Wednesday, June 4, 2014

Fictive Kinship and Deep Structures

One of the coolest things I learned in New Testament 1 last fall was the concept of structuralism, which says that all stories can be mapped onto a handful of deep structures, basic storylines that have existed pretty much since stories have been told. For example, Tolstoy said, "All great literature is one of two stories: a man goes on a journey or a stranger comes to town." That is a structuralist thing to say.

Fast forward a few months. I'm thinking about my final paper for Introduction to Christian Ethics. We can do pretty much whatever we want as long as we clear it with the professor. I think I want to write a paper about The Witch of Blackbird Pond. This book was one that affected me the most as a child, one of the first to make me feel real rage at the injustice of how the characters were treated. It came up twice in conversation within a week recently, so I decided to re-read it for the first time in a couple decades. Reading it as an adult is revealing. I realize part of why it upset me when I was younger. The book is about a young woman who doesn't fit in, who doesn't know how to fit in. She's from Barbados and lives in Puritan New England. She doesn't know the codes, she keeps breaking rules without meaning to, being more and more rejected by the people around her. This more than rings a bell. I didn't experience anything truly hateful or harmful when I was young (or since), but I never felt like I fit in, and sometimes I had no idea how to try.

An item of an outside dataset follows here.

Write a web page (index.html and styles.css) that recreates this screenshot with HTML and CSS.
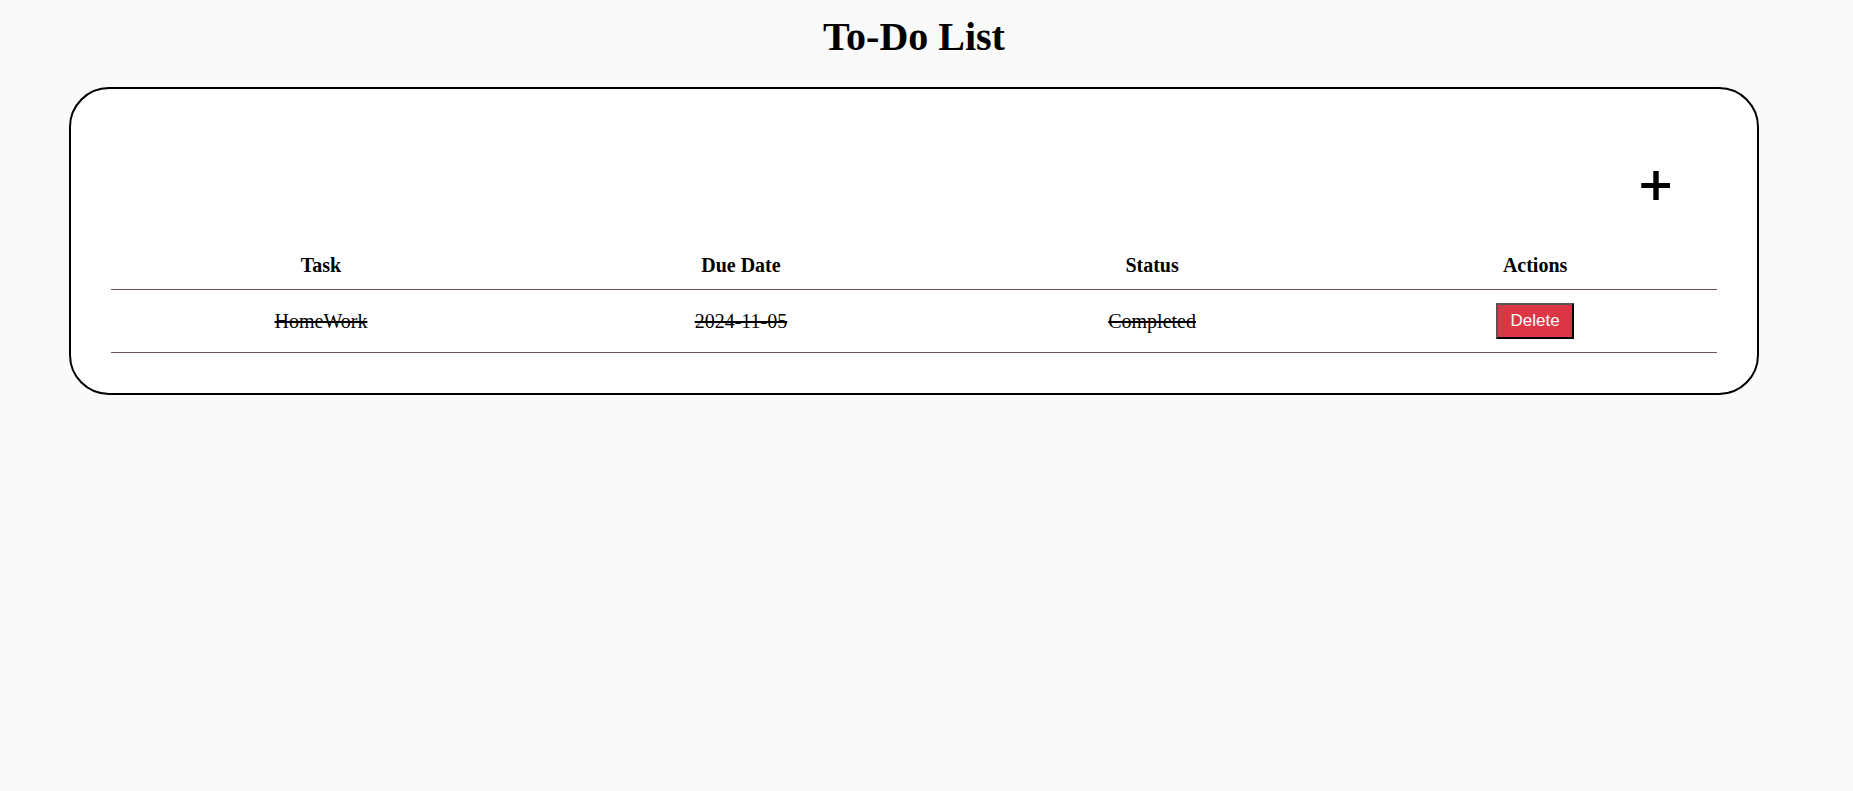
FILE: index.html
```html
<!DOCTYPE html>
<html lang="en">
<head>
<meta charset="utf-8">
<title>To-Do List</title>
<link rel="stylesheet" href="styles.css">
</head>
<body>
<main class="page">
  <h1 class="title">To-Do List</h1>
  <section class="card">
    <div class="toolbar">
      <button class="add" type="button" aria-label="Add task">
        <svg class="add-icon" viewBox="0 0 30 30" aria-hidden="true"><path d="M12.3 0h5.4v12h11.3v5h-11.3v12h-5.4v-12h-12v-5h12z"/></svg>
      </button>
    </div>
    <table class="tasks">
      <colgroup>
        <col class="col-task"><col class="col-date"><col class="col-status"><col>
      </colgroup>
      <thead>
        <tr><th>Task</th><th>Due Date</th><th>Status</th><th>Actions</th></tr>
      </thead>
      <tbody>
        <tr class="completed">
          <td>HomeWork</td><td>2024-11-05</td><td>Completed</td>
          <td><button class="delete" type="button">Delete</button></td>
        </tr>
      </tbody>
    </table>
  </section>
</main>
</body>
</html>
```

FILE: styles.css
```css
body {
  margin: 0;
  background: #fafafa;
  color: #000;
  font-family: "Liberation Serif", "Times New Roman", serif;
  font-size: 20px;
}

.page {
  padding: 14px 94px 0 69px;
}

.title {
  margin: 0 0 27px;
  font-size: 40px;
  line-height: 46px;
  text-align: center;
}

.card {
  padding: 40px;
  border: 2px solid #000;
  border-radius: 40px;
  background: #fff;
}

.toolbar {
  display: flex;
  justify-content: flex-end;
  padding: 32px 36px 31px 0;
}

.add {
  display: block;
  padding: 10px;
  border: 0;
  background: none;
  cursor: pointer;
}

.add-icon {
  display: block;
  width: 30px;
  height: 30px;
}

.tasks {
  width: 100%;
  border-collapse: collapse;
  text-align: center;
}

.col-task,
.col-date {
  width: 26.15%;
}

.col-status {
  width: 25.05%;
}

.tasks th,
.tasks td {
  padding: 12px;
  border-bottom: 1px solid #735256;
}

.tasks td {
  padding: 13px 12px;
}

.completed {
  text-decoration: line-through 2px;
}

.delete {
  display: inline-block;
  min-width: 78px;
  padding: 6px 12px;
  border: 2px outset #000;
  background: #dc3545;
  color: #fff;
  font-family: "Liberation Sans", Arial, sans-serif;
  font-size: 17px;
  line-height: 20px;
  vertical-align: middle;
  cursor: pointer;
}
```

I start thinking of other ideas for my paper in case the professor doesn't go for it. After all, some academics don't believe in the power of chapter books. So I come up with the movie Saved! and the movie-and-book Chocolat. Only after weeks of pondering does it occur to me that these are basically three versions of the same story: a woman doesn't fit in (orphan, stranger, pregnant teenager). Her locale is pretty strict and doesn't allow for a lot of easy fitting in (Puritan New England, close-knit small town, conservative Christian school). She struggles and hurts, but she finds a few other outsiders who help remind her of some important truths. Life isn't about fitting in. She becomes more comfortable with herself, due in large part to this new subgroup.

Fictive kinship is another concept from Bible classes, I think from Old Testament. It's basically what it sounds like: kinship, as in people who belong to each other. Fictive, as in not by blood or on paper. So I've called this deep structure the Fictive Kinship narrative.

Around the same time, I went to a conference and one of the presentations was about positive deviance. Everyone lives on the bell curve somewhere, with the majority of folks in the middle, just going along living their lives. One one end, you have negative deviance. People who don't fit in because they commit crimes or lack some abilities or don't relate well to others. Anyone whom a dystopian society would kick out. But then there's the other end. Also people who don't fit in, but it's because they are more creative, more thoughtful, more innovative and forward-thinking, perhaps more selfless and generous than is typical. These people might also be kicked out by a dystopian society, or at least silenced at times. The conference was about church, so in that context the presenters said we ought to seek out positive deviance in our communities and congregations, acknowledge it and applaud it, listen to the people and let them lead us. They also said everyone is positively deviant at some times, it's not like an elite subset of geniuses only. The protagonists in my cherished stories are positive deviants, thinking differently, feeling silenced or shunned for it, often trying to downplay the difference until something happens to make them feel more free.

I became a little obsessed with this deep structure, this positive deviance. Once I noticed it, I found it everywhere. Not every story fit so neatly, but the basics were there in almost all my favorites: Prodigal Summer by Barbara Kingsolver, the book of Ruth, Jesus and his friends, the early church, The Hunger Games, The Giver and its follow-ups. Mary Poppins and Office Space to some extent. Obviously there's something there for me, something these stories have to tell me. Many of them already have, but the meaning of a story is not easily exhausted. I have some ideas, none of them very developed:

-A pastor is typically someone who is slightly outside the culture and society she lives in, whose outsider status gives her special insight into that culture.
-I'm about to go and be a pastor (most likely, inshallah), in a place where I will certainly be a stranger for a while just by being new.
-We don't need to be surrounded by people who are just like us, and we don't need to be just like the people who surround us. But we do usually need a few, just a few, individuals who appreciate us and whom we appreciate the way they are. This fictive kinship is an important part of survival for anyone, especially those who do find themselves on the margins in some way.
-These stories are extremely popular. If a story about someone who doesn't fit in has so much success, doesn't that mean that a lot of people identify with it? A lot of people feel like they don't fit in either? I have a hunch that we all feel that way sometimes, that the few people who don't (or wouldn't ever acknowledge it) are the few with the most power. Maybe it's time to stop pretending we all fit in.

That's what I have at the moment, and I would love to hear your thoughts. Can you think of other stories with this structure or something like it? Does this resonate with you?